## Instructions to follow
The answer is a single number: how many lines hold the string "styles".

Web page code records

● ● ●

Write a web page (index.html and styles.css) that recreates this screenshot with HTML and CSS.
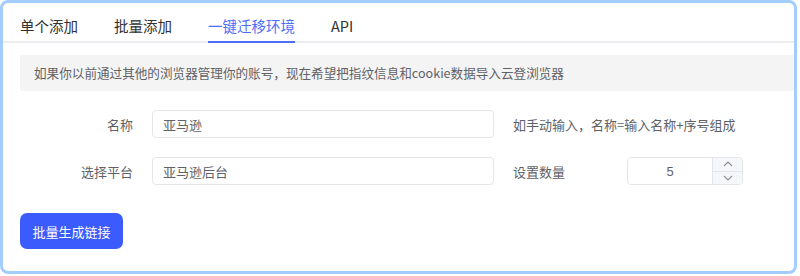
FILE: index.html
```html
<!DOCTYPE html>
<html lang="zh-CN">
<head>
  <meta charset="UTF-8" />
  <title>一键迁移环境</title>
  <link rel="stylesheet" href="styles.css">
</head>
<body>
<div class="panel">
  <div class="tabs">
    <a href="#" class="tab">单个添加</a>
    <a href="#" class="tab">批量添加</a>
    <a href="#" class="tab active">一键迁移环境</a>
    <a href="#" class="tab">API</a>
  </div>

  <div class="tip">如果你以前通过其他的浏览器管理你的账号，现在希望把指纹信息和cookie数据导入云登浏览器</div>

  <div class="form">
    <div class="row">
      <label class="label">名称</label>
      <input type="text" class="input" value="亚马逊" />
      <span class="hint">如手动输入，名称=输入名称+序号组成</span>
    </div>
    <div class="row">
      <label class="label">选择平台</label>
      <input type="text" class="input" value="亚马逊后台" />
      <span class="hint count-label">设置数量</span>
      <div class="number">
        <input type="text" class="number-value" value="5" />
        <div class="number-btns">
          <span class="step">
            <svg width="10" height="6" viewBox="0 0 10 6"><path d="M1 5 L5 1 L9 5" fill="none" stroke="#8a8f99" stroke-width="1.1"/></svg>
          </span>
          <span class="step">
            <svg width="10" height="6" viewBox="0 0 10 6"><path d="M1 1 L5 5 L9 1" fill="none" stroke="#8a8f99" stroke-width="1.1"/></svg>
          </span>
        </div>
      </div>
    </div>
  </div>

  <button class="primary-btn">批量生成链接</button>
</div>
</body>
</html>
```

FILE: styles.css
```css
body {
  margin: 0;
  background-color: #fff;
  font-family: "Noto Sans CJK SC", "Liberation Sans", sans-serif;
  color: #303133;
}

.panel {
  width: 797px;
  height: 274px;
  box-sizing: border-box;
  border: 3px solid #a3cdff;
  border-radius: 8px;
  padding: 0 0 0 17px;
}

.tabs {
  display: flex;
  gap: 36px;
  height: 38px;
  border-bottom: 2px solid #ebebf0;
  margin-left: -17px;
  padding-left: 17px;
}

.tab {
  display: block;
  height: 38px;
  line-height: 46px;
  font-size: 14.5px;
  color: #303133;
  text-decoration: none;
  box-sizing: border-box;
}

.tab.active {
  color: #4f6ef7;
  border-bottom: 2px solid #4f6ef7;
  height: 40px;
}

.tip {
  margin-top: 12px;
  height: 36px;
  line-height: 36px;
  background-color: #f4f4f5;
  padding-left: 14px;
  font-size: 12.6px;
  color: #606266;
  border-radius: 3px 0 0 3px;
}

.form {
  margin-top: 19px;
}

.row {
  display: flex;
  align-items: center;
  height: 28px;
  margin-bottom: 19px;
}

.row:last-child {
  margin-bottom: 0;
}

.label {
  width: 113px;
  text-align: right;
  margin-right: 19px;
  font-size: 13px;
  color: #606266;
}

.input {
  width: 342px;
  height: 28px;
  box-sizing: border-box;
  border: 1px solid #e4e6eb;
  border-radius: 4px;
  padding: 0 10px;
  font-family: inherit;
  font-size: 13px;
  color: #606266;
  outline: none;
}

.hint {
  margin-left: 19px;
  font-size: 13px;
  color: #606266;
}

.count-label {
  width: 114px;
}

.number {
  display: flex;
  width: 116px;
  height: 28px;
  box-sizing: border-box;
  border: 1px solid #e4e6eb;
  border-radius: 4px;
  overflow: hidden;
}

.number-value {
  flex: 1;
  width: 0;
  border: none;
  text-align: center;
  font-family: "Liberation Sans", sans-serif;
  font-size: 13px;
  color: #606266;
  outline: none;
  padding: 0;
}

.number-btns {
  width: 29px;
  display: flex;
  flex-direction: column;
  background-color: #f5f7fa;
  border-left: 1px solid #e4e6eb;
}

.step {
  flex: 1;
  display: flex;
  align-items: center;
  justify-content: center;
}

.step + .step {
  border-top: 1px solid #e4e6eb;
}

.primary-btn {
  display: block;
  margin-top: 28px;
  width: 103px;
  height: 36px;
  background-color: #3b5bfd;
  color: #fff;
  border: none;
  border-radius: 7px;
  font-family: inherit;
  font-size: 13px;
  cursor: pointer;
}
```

● ● ●

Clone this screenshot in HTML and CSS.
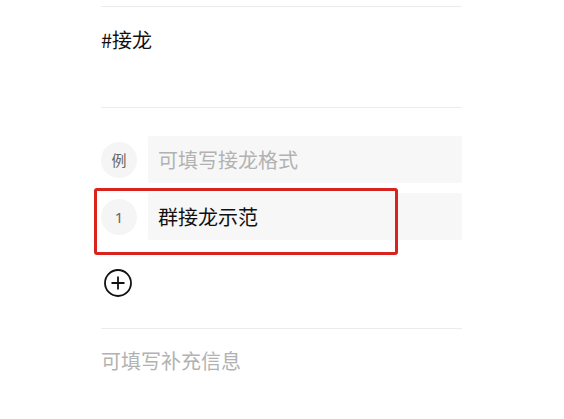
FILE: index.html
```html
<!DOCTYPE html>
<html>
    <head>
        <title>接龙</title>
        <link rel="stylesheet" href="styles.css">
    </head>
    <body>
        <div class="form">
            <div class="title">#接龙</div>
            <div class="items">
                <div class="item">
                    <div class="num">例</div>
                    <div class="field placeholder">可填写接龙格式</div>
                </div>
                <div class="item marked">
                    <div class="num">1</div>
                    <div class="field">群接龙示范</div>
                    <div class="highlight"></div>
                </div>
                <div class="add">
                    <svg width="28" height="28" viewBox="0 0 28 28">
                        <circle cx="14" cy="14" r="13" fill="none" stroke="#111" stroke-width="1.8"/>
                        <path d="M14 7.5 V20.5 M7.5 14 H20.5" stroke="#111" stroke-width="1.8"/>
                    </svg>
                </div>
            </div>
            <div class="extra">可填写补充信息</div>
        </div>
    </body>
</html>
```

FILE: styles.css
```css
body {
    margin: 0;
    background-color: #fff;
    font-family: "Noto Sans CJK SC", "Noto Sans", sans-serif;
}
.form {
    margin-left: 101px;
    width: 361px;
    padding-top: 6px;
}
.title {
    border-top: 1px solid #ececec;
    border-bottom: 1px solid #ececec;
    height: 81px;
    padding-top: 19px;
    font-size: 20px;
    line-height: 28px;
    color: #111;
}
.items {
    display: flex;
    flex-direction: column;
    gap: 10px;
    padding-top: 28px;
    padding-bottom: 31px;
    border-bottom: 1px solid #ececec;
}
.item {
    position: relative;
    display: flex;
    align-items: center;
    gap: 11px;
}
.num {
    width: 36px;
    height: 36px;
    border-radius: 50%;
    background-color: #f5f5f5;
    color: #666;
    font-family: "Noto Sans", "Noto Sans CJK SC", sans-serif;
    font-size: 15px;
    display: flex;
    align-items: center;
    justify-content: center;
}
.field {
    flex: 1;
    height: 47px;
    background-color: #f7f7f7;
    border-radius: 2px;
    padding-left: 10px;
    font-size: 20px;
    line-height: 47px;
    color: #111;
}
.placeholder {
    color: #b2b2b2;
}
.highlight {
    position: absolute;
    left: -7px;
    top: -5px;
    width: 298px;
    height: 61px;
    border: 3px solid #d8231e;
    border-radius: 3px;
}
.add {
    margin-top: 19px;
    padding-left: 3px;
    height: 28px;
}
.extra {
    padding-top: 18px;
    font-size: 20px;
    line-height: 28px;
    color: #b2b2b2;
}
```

● ● ●

## Task solution
5